Watching for these signals keeps the playbook lean. A playbook that only ever grows eventually collapses under its own weight, so retiring plays is as important as adding them.
Frequently Asked Questions
How many plays should a playbook have?
Few enough that the whole team can hold them in their heads—five is a reasonable ceiling. The point of a playbook is fast, consistent decisions under real conditions. A sprawling catalog of plays defeats that purpose because nobody remembers which to run.
What is the most important play?
Direct Answer, counterintuitively. The dominant failure mode is over-applying reasoning to tasks that do not need it, so the discipline of choosing not to reason captures a large share of the value and prevents the most common waste.
Who should own verification?
A designated reviewer separate from the person who produced the output, at least for high-stakes work. Self-review is weak because the same reasoning that produced the answer tends to endorse it. Independent ownership of verification is what makes the play trustworthy.

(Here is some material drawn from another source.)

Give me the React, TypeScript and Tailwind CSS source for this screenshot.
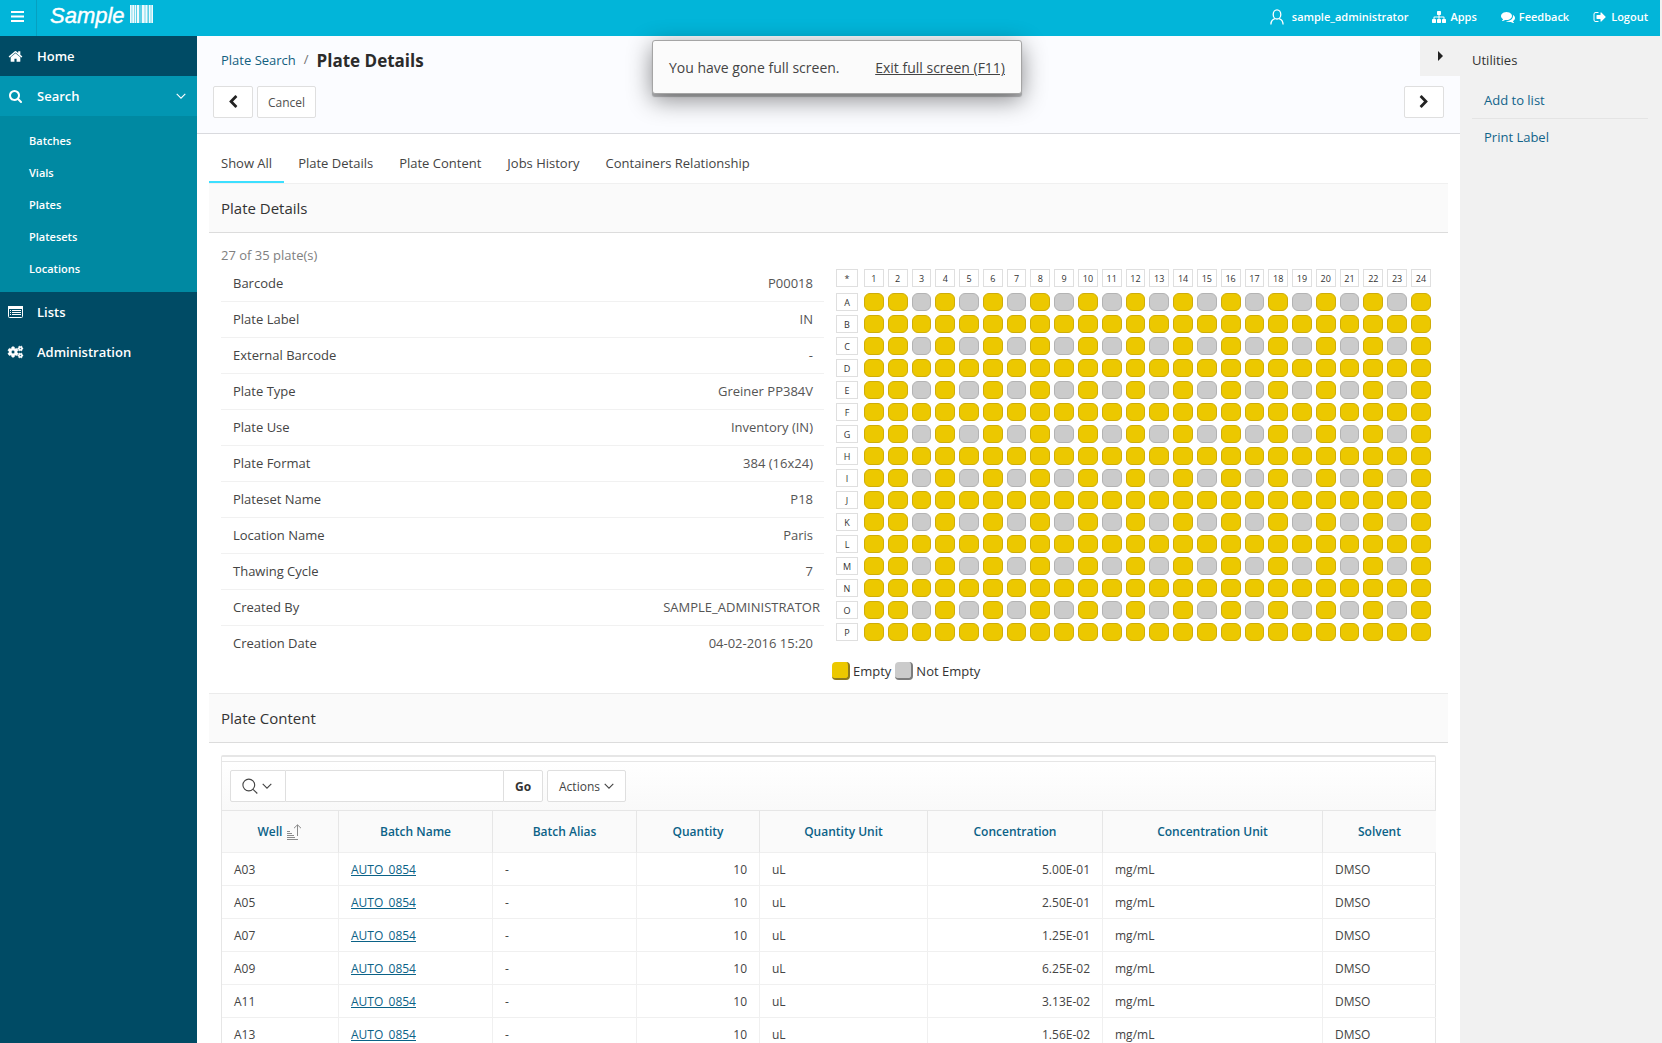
import React, { useState } from 'react';
import { FaCogs } from 'react-icons/fa';

const PATHS = {
  home: 'M1472 992v480q0 26-19 45t-45 19h-384v-384h-256v384h-384q-26 0-45-19t-19-45v-480q0-1 .5-3t.5-3l575-474 575 474q1 2 1 6zm223-69l-62 74q-8 9-21 11h-3q-13 0-21-7l-692-577-692 577q-12 8-24 7-13-2-21-11l-62-74q-8-10-7-23.5t11-21.5l719-599q32-26 76-26t76 26l244 204v-195q0-14 9-23t23-9h192q14 0 23 9t9 23v408l219 182q10 8 11 21.5t-7 23.5z',
  search: 'M1216 832q0-185-131.5-316.5t-316.5-131.5-316.5 131.5-131.5 316.5 131.5 316.5 316.5 131.5 316.5-131.5 131.5-316.5zm512 832q0 52-38 90t-90 38q-54 0-90-38l-343-342q-179 124-399 124-143 0-273.5-55.5t-225-150-150-225-55.5-273.5 55.5-273.5 150-225 225-150 273.5-55.5 273.5 55.5 225 150 150 225 55.5 273.5q0 220-124 399l343 343q37 37 37 90z',
  logout: 'M704 1440q0 4 1 20t.5 26.5-3 23.5-10 19.5-20.5 6.5h-320q-119 0-203.5-84.5t-84.5-203.5v-704q0-119 84.5-203.5t203.5-84.5h320q13 0 22.5 9.5t9.5 22.5q0 4 1 20t.5 26.5-3 23.5-10 19.5-20.5 6.5h-320q-66 0-113 47t-47 113v704q0 66 47 113t113 47h312l11.5 1 11.5 3 8 5.5 7 9 2 13.5zm928-544q0 26-19 45l-544 544q-19 19-45 19t-45-19-19-45v-288h-448q-26 0-45-19t-19-45v-384q0-26 19-45t45-19h448v-288q0-26 19-45t45-19 45 19l544 544q19 19 19 45z',
  comments: 'M1408 768q0 139-94 257t-256.5 186.5-353.5 68.5q-86 0-176-16-124 88-278 128-36 9-86 16h-3q-11 0-20.5-8t-11.5-21q-1-3-1-6.5t.5-6.5 2-6l2.5-5 3.5-5.5 4-5 4.5-5 4-4.5q5-6 23-25t26-29.5 22.5-29 25-38.5 20.5-44q-124-72-195-177t-71-224q0-139 94-257t256.5-186.5 353.5-68.5 353.5 68.5 256.5 186.5 94 257zm384 256q0 120-71 224.5t-195 176.5q10 24 20.5 44t25 38.5 22.5 29 26 29.5 23 25q1 1 4 4.5t4.5 5 4 5 3.5 5.5l2.5 5 2 6 .5 6.5-1 6.5q-3 14-13 22t-22 7q-50-7-86-16-154-40-278-128-90 16-176 16-271 0-472-132 58 4 88 4 161 0 309-45t264-129q125-92 192-212t67-254q0-77-23-152 129 71 204 178t75 230z',
  sitemap: 'M1792 1248v320q0 40-28 68t-68 28h-320q-40 0-68-28t-28-68v-320q0-40 28-68t68-28h96v-192h-512v192h96q40 0 68 28t28 68v320q0 40-28 68t-68 28h-320q-40 0-68-28t-28-68v-320q0-40 28-68t68-28h96v-192h-512v192h96q40 0 68 28t28 68v320q0 40-28 68t-68 28h-320q-40 0-68-28t-28-68v-320q0-40 28-68t68-28h96v-192q0-52 38-90t90-38h512v-192h-96q-40 0-68-28t-28-68v-320q0-40 28-68t68-28h320q40 0 68 28t28 68v320q0 40-28 68t-68 28h-96v192h512q52 0 90 38t38 90v192h96q40 0 68 28t28 68z',
  left: 'M1427 301l-531 531 531 531q19 19 19 45t-19 45l-166 166q-19 19-45 19t-45-19l-742-742q-19-19-19-45t19-45l742-742q19-19 45-19t45 19l166 166q19 19 19 45t-19 45z',
  right: 'M1363 877l-742 742q-19 19-45 19t-45-19l-166-166q-19-19-19-45t19-45l531-531-531-531q-19-19-19-45t19-45l166-166q19-19 45-19t45 19l742 742q19 19 19 45t-19 45z',
};

function Glyph({ name, className }: { name: keyof typeof PATHS; className: string }) {
  return (
    <svg viewBox="0 0 1792 1792" fill="currentColor" className={className} aria-hidden="true">
      <path d={PATHS[name]} />
    </svg>
  );
}

function ChevronDown({ className }: { className: string }) {
  return (
    <svg viewBox="0 0 10 6" fill="none" stroke="currentColor" strokeWidth="1.1" className={className} aria-hidden="true">
      <path d="M0.7 0.8 5 5.1 9.3 0.8" />
    </svg>
  );
}

const SUB_MENU = ['Batches', 'Vials', 'Plates', 'Platesets', 'Locations'];
const TABS = ['Show All', 'Plate Details', 'Plate Content', 'Jobs History', 'Containers Relationship'];

const DETAILS = [
  { label: 'Barcode', value: 'P00018' },
  { label: 'Plate Label', value: 'IN' },
  { label: 'External Barcode', value: '-' },
  { label: 'Plate Type', value: 'Greiner PP384V' },
  { label: 'Plate Use', value: 'Inventory (IN)' },
  { label: 'Plate Format', value: '384 (16x24)' },
  { label: 'Plateset Name', value: 'P18' },
  { label: 'Location Name', value: 'Paris' },
  { label: 'Thawing Cycle', value: '7' },
  { label: 'Created By', value: 'SAMPLE_ADMINISTRATOR', wide: true },
  { label: 'Creation Date', value: '04-02-2016 15:20' },
];

const ROWS = 'ABCDEFGHIJKLMNOP'.split('');
const COLS = Array.from({ length: 24 }, (_, i) => i + 1);

// Every second row is filled in the odd columns, starting from column 3
const isFilled = (row: number, col: number) => row % 2 === 0 && col > 1 && col % 2 === 1;

const HEADERS = [
  { title: 'Well', width: 'w-[117px]' },
  { title: 'Batch Name', width: 'w-[154px]' },
  { title: 'Batch Alias', width: 'w-[144px]' },
  { title: 'Quantity', width: 'w-[123px]' },
  { title: 'Quantity Unit', width: 'w-[168px]' },
  { title: 'Concentration', width: 'w-[175px]' },
  { title: 'Concentration Unit', width: 'w-[220px]' },
  { title: 'Solvent', width: 'w-[113px]' },
];

const WELLS = [
  { well: 'A03', conc: '5.00E-01' },
  { well: 'A05', conc: '2.50E-01' },
  { well: 'A07', conc: '1.25E-01' },
  { well: 'A09', conc: '6.25E-02' },
  { well: 'A11', conc: '3.13E-02' },
  { well: 'A13', conc: '1.56E-02' },
];

function Header() {
  return (
    <header className="flex h-9 shrink-0 items-center bg-[#02b5d9] text-white">
      <button aria-label="Toggle navigation" className="flex h-9 w-[37px] shrink-0 items-center justify-center border-r border-[#06a0c0] pr-0.5 pb-1">
        <svg viewBox="0 0 13 11" className="h-[11px] w-[13px]" fill="currentColor" aria-hidden="true">
          <path d="M0 0h13v2H0zM0 4.5h13v2H0zM0 9h13v2H0z" />
        </svg>
      </button>
      <a href="#" className="ml-[13px] flex h-9 items-start gap-[5px]">
        <span className="font-['Liberation_Sans',sans-serif] text-[22px] leading-8 italic [-webkit-text-stroke:0.4px_white]">Sample</span>
        <svg viewBox="0 0 23 18" className="mt-[5px] h-[18px] w-[23px]" fill="currentColor" aria-hidden="true">
          <path d="M0 0h1.6v18H0zM2.3 0h2v18h-2zM5 0h1v18H5zM7 0h2v18H7zM12 0h2.6v18H12zM15.4 0h2v18h-2zM19 0h1.6v18H19zM21.4 0H23v18h-1.6z" opacity=".9" />
          <path d="M0 0h23v18H0z" opacity=".35" />
        </svg>
      </a>
      <nav className="ml-auto flex items-center gap-6 pr-3 pb-0.5 text-[11px] leading-4 font-semibold">
        <a href="#" className="flex items-center gap-2">
          <svg viewBox="0 0 14 16" className="h-4 w-3.5" fill="none" stroke="currentColor" strokeWidth="1.3" aria-hidden="true">
            <ellipse cx="7" cy="5.4" rx="3.8" ry="4.6" />
            <path d="M4.9 9.6C2.3 10.4 1 11.8.9 15.5M9.1 9.6c2.6.8 3.9 2.2 4 5.9" />
          </svg>
          sample_administrator
        </a>
        <a href="#" className="flex items-center gap-1">
          <Glyph name="sitemap" className="h-3.5 w-3.5" />Apps
        </a>
        <a href="#" className="flex items-center gap-1">
          <Glyph name="comments" className="h-3.5 w-3.5" />Feedback
        </a>
        <a href="#" className="flex items-center gap-1">
          <Glyph name="logout" className="h-3.5 w-3.5" />Logout
        </a>
      </nav>
    </header>
  );
}

function Sidebar() {
  return (
    <nav className="w-[197px] shrink-0 bg-[#004b65] text-[13px] leading-5 font-semibold text-white">
      <a href="#" className="flex h-10 items-center gap-3.5 pl-2">
        <Glyph name="home" className="h-[15px] w-[15px]" />Home
      </a>
      <button className="flex h-10 w-full items-center gap-3.5 bg-[#0296b2] pr-[11px] pl-2">
        <Glyph name="search" className="h-3.5 w-[15px]" />
        Search
        <ChevronDown className="ml-auto h-1.5 w-2.5" />
      </button>
      <ul className="bg-[#0089a2] py-2 text-[11px]">
        {SUB_MENU.map((item) => (
          <li key={item}>
            <a href="#" className="flex h-8 items-center pt-0.5 pl-[29px]">{item}</a>
          </li>
        ))}
      </ul>
      <a href="#" className="flex h-10 items-center gap-3.5 pl-2">
        <svg viewBox="0 0 15 12" className="h-3 w-[15px]" aria-hidden="true">
          <rect x=".5" y=".5" width="14" height="11" rx="1" fill="none" stroke="currentColor" />
          <path fill="currentColor" d="M0 0h15v3H0zM2 4h1v1H2zM4 4h9v1H4zM2 6h1v1H2zM4 6h9v1H4zM2 8h1v1H2zM4 8h9v1H4z" />
        </svg>
        Lists
      </a>
      <a href="#" className="flex h-10 items-center gap-3.5 pl-2">
        <FaCogs className="h-4 w-[15px] overflow-visible" strokeWidth="20" stroke="currentColor" />Administration
      </a>
    </nav>
  );
}

function TitleBar() {
  return (
    <div className="flex h-[98px] flex-col border-b border-[#d9dade] bg-[#fbfcff] pt-3">
      <div className="flex h-6 items-center pl-6">
        <a href="#" className="text-[13px] leading-5 text-[#12607f]">Plate Search</a>
        <span className="px-2 text-[13px] text-[#707070]">/</span>
        <h1 className="pt-0.5 text-[17px] leading-6 font-bold text-[#2b2b2b]">Plate Details</h1>
      </div>
      <div className="mt-3.5 flex gap-1 px-4 text-[#222]">
        <button aria-label="Previous plate" className="flex h-8 w-10 items-center justify-center rounded-xs border border-[#dfdfdf] bg-white">
          <Glyph name="left" className="h-3.5 w-3.5" />
        </button>
        <button className="h-8 rounded-xs border border-[#dfdfdf] bg-white px-2.5 pt-0.5 text-[12px] text-[#505050]">Cancel</button>
        <button aria-label="Next plate" className="ml-auto flex h-8 w-10 items-center justify-center rounded-xs border border-[#dfdfdf] bg-white">
          <Glyph name="right" className="h-3.5 w-3.5" />
        </button>
      </div>
    </div>
  );
}

function PlateMap() {
  return (
    <div className="w-[603px] shrink-0">
      <table className="w-full table-fixed border-separate border-spacing-x-1 border-spacing-y-0 text-center text-[9px] leading-4 text-[#333]">
        <thead>
          <tr className="h-6">
            <th className="w-6 p-0 align-top font-normal">
              <span className="block h-[18px] w-[22px] border border-[#dfdfdf] pt-px">*</span>
            </th>
            {COLS.map((c) => (
              <th key={c} scope="col" className="p-0 align-top font-normal">
                <span className="block h-[18px] border border-[#dfdfdf] pt-px">{c}</span>
              </th>
            ))}
          </tr>
        </thead>
        <tbody>
          {ROWS.map((letter, r) => (
            <tr key={letter} className="h-[22px]">
              <th scope="row" className="p-0 align-top font-normal">
                <span className="block h-[18px] w-[22px] border border-[#dfdfdf] pt-px">{letter}</span>
              </th>
              {COLS.map((c) => (
                <td key={c} className="p-0 align-top">
                  <span
                    className={`block h-[18px] rounded-[6px] border ${
                      isFilled(r, c) ? 'border-[#b3b3b3] bg-[#cbcbcb]' : 'border-[#cfad08] bg-[#ecc800]'
                    }`}
                  />
                </td>
              ))}
            </tr>
          ))}
        </tbody>
      </table>
      <div className="mt-4 flex items-center gap-1 text-[13px] leading-5 text-[#333]">
        <span className="flex items-center gap-[3px]">
          <span className="h-[18px] w-[18px] rounded-[4px] border-r-2 border-b-2 border-[#8d7a20] bg-[#ecc800]" />
          Empty
        </span>
        <span className="flex items-center gap-[3px]">
          <span className="h-[18px] w-[18px] rounded-[4px] border-r-2 border-b-2 border-[#7d7d7d] bg-[#cbcbcb]" />
          Not Empty
        </span>
      </div>
    </div>
  );
}

function PlateDetails() {
  return (
    <section>
      <h2 className="h-[49px] border-b border-[#dcdcdc] bg-[#fafafa] pl-3 text-[15px] leading-[49px] text-[#333]">Plate Details</h2>
      <div className="flex h-[460px] pr-[13px] pl-3">
        <div className="min-w-0 grow pt-3">
          <p className="text-[13px] leading-[21px] text-[#808080]">27 of 35 plate(s)</p>
          <dl className="text-[13px] text-[#444]">
            {DETAILS.map((d) => (
              <div key={d.label} className="flex h-9 items-center justify-between border-b border-[#f1f1f1] pl-3 last:border-transparent">
                <dt>{d.label}</dt>
                <dd className={`text-[#555] ${d.wide ? 'pr-1' : 'pr-[11px]'}`}>{d.value}</dd>
              </div>
            ))}
          </dl>
        </div>
        <div className="ml-2 flex shrink-0 pt-9">
          <PlateMap />
        </div>
      </div>
    </section>
  );
}

function PlateContent() {
  const [search, setSearch] = useState('');

  return (
    <section>
      <h2 className="h-[50px] border-y border-t-[#ebebeb] border-b-[#dcdcdc] bg-[#fafafa] pl-3 text-[15px] leading-[49px] text-[#333]">Plate Content</h2>
      <div className="mx-3 mt-3 rounded-t-xs border border-t-2 border-[#e6e6e6]">
        <div className="h-1" />
        <div className="flex h-[50px] items-center border-y border-[#e6e6e6] bg-linear-to-b from-white to-[#f9f9f9] pl-2 text-[12px]">
          <button aria-label="Select columns to search" className="flex h-8 w-14 items-center justify-center gap-1 rounded-l-xs border border-[#dfdfdf] bg-white pr-0.5 text-[#444]">
            <svg viewBox="0 0 16 16" className="h-4 w-4" fill="none" stroke="currentColor" strokeWidth="1.1" aria-hidden="true">
              <circle cx="6.8" cy="7" r="5.9" />
              <path d="m11 11.3 4.3 4.2" />
            </svg>
            <ChevronDown className="h-1.5 w-2.5" />
          </button>
          <input
            aria-label="Search report"
            value={search}
            onChange={(e) => setSearch(e.target.value)}
            className="h-8 w-[217px] border-y border-[#dfdfdf] bg-white px-2 outline-none"
          />
          <button className="h-8 w-10 rounded-r-xs border border-[#dfdfdf] bg-white pt-0.5 font-bold text-[#333]">Go</button>
          <button className="ml-1 flex h-8 w-[79px] items-center justify-center gap-1 rounded-xs border border-[#dfdfdf] bg-white text-[#444]">
            <span className="pt-0.5">Actions</span>
            <ChevronDown className="h-1.5 w-2.5" />
          </button>
        </div>
        <table className="w-full table-fixed border-separate border-spacing-0 text-[12px] leading-4 text-[#444]">
          <thead>
            <tr className="h-[42px] bg-[#fafafa] text-[#0b6287]">
              {HEADERS.map((h, i) => (
                <th key={h.title} scope="col" className={`border-r border-b border-r-[#e6e6e6] border-b-[#efefef] p-0 font-semibold last:border-r-0 ${h.width}`}>
                  <a href="#" className="inline-flex items-center gap-1">
                    {h.title}
                    {i === 0 && (
                      <svg viewBox="0 0 16 16" className="h-4 w-4" fill="none" stroke="#8a8a8a" aria-hidden="true">
                        <path d="M1 7.5h3M1 9.5h5M1 11.5h7M1 13.5h8M1 15.5h11M11.5 12V1M8 4.2 11.5.8 15 4.2" />
                      </svg>
                    )}
                  </a>
                </th>
              ))}
            </tr>
          </thead>
          <tbody className="[&_td]:h-[33px] [&_td]:border-r [&_td]:border-b [&_td]:border-[#f0f0f0] [&_td]:px-3 [&_td]:pt-0.5 [&_td]:pb-0 [&_td:last-child]:border-r-0">
            {WELLS.map((w) => (
              <tr key={w.well}>
                <td>{w.well}</td>
                <td><a href="#" className="text-[#0b6287] underline">AUTO_0854</a></td>
                <td>-</td>
                <td className="text-right">10</td>
                <td>uL</td>
                <td className="text-right">{w.conc}</td>
                <td>mg/mL</td>
                <td>DMSO</td>
              </tr>
            ))}
          </tbody>
        </table>
      </div>
    </section>
  );
}

function Utilities() {
  return (
    <aside className="w-[200px] shrink-0 px-3 pt-3 text-[13px] leading-6">
      <h2 className="h-[34px] text-[#333]">Utilities</h2>
      <ul className="text-[#12648a]">
        <li className="border-b border-[#e4e4e4] px-3 py-1.5">
          <a href="#">Add to list</a>
        </li>
        <li className="px-3 py-1.5">
          <a href="#">Print Label</a>
        </li>
      </ul>
    </aside>
  );
}

export default function App() {
  const [tab, setTab] = useState(TABS[0]);

  return (
    <div className="relative flex h-screen flex-col overflow-hidden bg-[#f1f1f1] pr-0.5 font-['Segoe_UI','Open_Sans','Noto_Sans',sans-serif]">
      <Header />
      <div className="flex min-h-0 grow">
        <Sidebar />
        <main className="relative min-w-0 grow bg-white">
          <TitleBar />
          <div className="px-3">
            <div role="tablist" className="flex h-[50px] gap-0.5 border-b border-[#f0f0f0]">
              {TABS.map((t) => (
                <button
                  key={t}
                  role="tab"
                  aria-selected={t === tab}
                  onClick={() => setTab(t)}
                  className={`border-b-2 px-3 pt-2.5 text-[13px] leading-5 text-[#444] ${
                    t === tab ? 'border-[#3cdfff]' : 'border-transparent'
                  }`}
                >
                  {t}
                </button>
              ))}
            </div>
            <PlateDetails />
            <PlateContent />
          </div>
          {/* Collapse handle of the side column */}
          <button aria-label="Collapse utilities" className="absolute top-0 right-0 flex h-10 w-10 items-center justify-center bg-[#f1f1f1]">
            <svg viewBox="0 0 5 10" className="h-2.5 w-[5px]" fill="#222" aria-hidden="true">
              <path d="M0 0l5 5-5 5z" />
            </svg>
          </button>
        </main>
        <Utilities />
      </div>
      <div
        role="status"
        className="absolute top-10 left-[652px] flex h-[54px] w-[370px] items-center justify-between rounded-[3px] border border-[#a5a5a5] bg-[#fbfbfb] px-4 pt-0.5 text-[14px] leading-5 text-[#444] shadow-[0_3px_1px_rgba(0,0,0,0.25),0_6px_24px_rgba(0,0,0,0.45)]"
      >
        <span>You have gone full screen.</span>
        <a href="#" className="underline">Exit full screen (F11)</a>
      </div>
    </div>
  );
}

Do small teams need a playbook this formal?
Scale the formality, not the principle. A two-person team can hold the plays informally, but even there, agreeing on when to use direct answers versus reasoning and when to verify prevents inconsistency. The structure matters more as headcount and use cases grow.
How often should the playbook change?
Revisit it on a regular cadence—at minimum when you adopt a meaningfully more capable model. Native reasoning improvements can retire entire plays or shift their triggers, so a playbook that never updates slowly drifts out of step with the tools it governs.
Key Takeaways
- Operationalize chain-of-thought prompting as a small set of named plays with triggers and owners, not as ad hoc technique.
- Choose plays by two factors: number of dependent steps and cost of a wrong answer.
- Direct Answer is the most important play—the dominant failure is over-applying reasoning.
- Assign explicit ownership: authors choose per-task plays, workflow owners handle decomposition and sampling, reviewers own verification.
- Sequence the rollout and revisit the playbook as models gain native reasoning.